380 U.S. at 613, 85 S.Ct. at 1232. The Court was concerned not merely that adverse comments on the failure to testify placed a cost on exercise of the right against self-incrimination, but, moreover, that this cost was great enough to compel some defendants to take the stand and testify.
At the point where Burt chose to remain silent, thus exercising a right against self-incrimination, it is doubtful that any compulsion existed. Burt was never interrogated about the Owens murder by the police. No official ever suggested to him that he should speak. Compulsion would have existed only if defendant realized that he might be asked at trial to explain his silence should his trial testimony prove inconsistent with silence while in incarceration. The coercive effect of such a realization, although perhaps real, is minimal.
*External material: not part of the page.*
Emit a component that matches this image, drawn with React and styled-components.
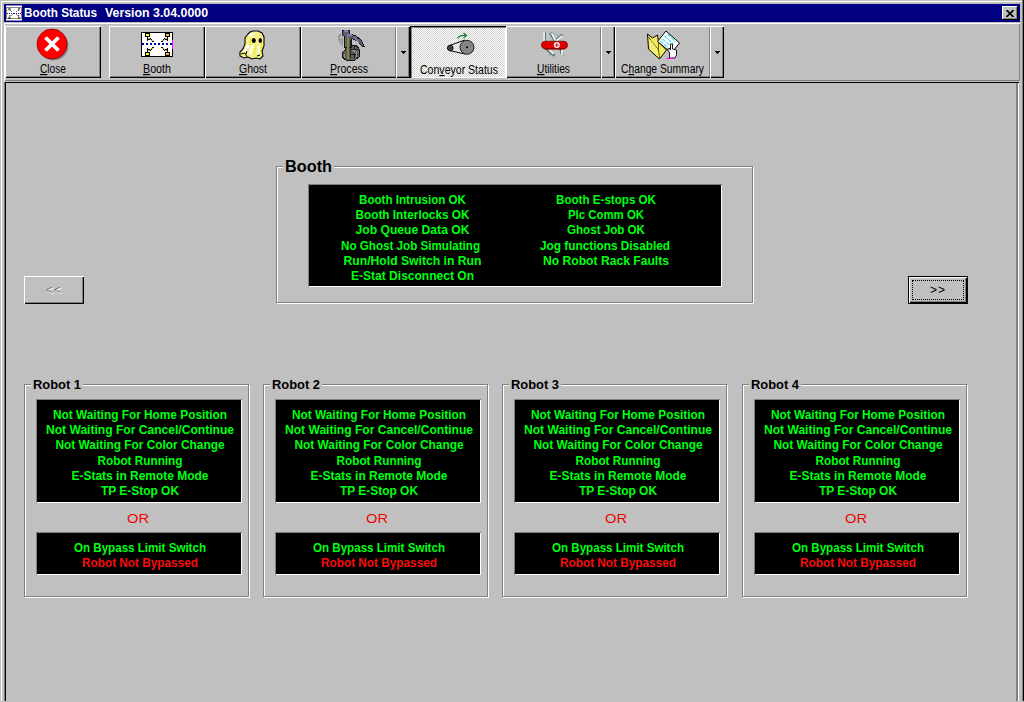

I do not find it substantial enough to raise the defendant's right against self-incrimination over society's interest in using the methods of the adversarial process to discover truth. Griffin protected Burt from adverse comment if he refused to take the stand. Once he freely elected to testify, however, his testimony was uncoerced and society had a paramount stake in ascertaining the truth. In such a situation, the limitations of Griffin are inapplicable.1
I therefore concur in the reversal of the judgment of the district court. The case should be remanded with instruction to the court to deny the petition for writ of habeas corpus.
Judge VAN DUSEN concurs in this opinion.
See language quoted from Harris v. New York at page 237 supra. The two sentences (401 U.S. at 225, 91 S.Ct. at 645) immediately preceding that language read as follows:
The impeachment process here undoubtedly provided valuable aid to the jury in assessing petitioner's credibility, and the benefits of this process should not be lost, in our view, because of the speculative possibility that impermissible police conduct will be encouraged thereby. Assuming that the exclusionary rule has a deterrent effect on proscribed police conduct, sufficient deterrence flows when the evidence in question is made unavailable to the prosecution in its case in chief.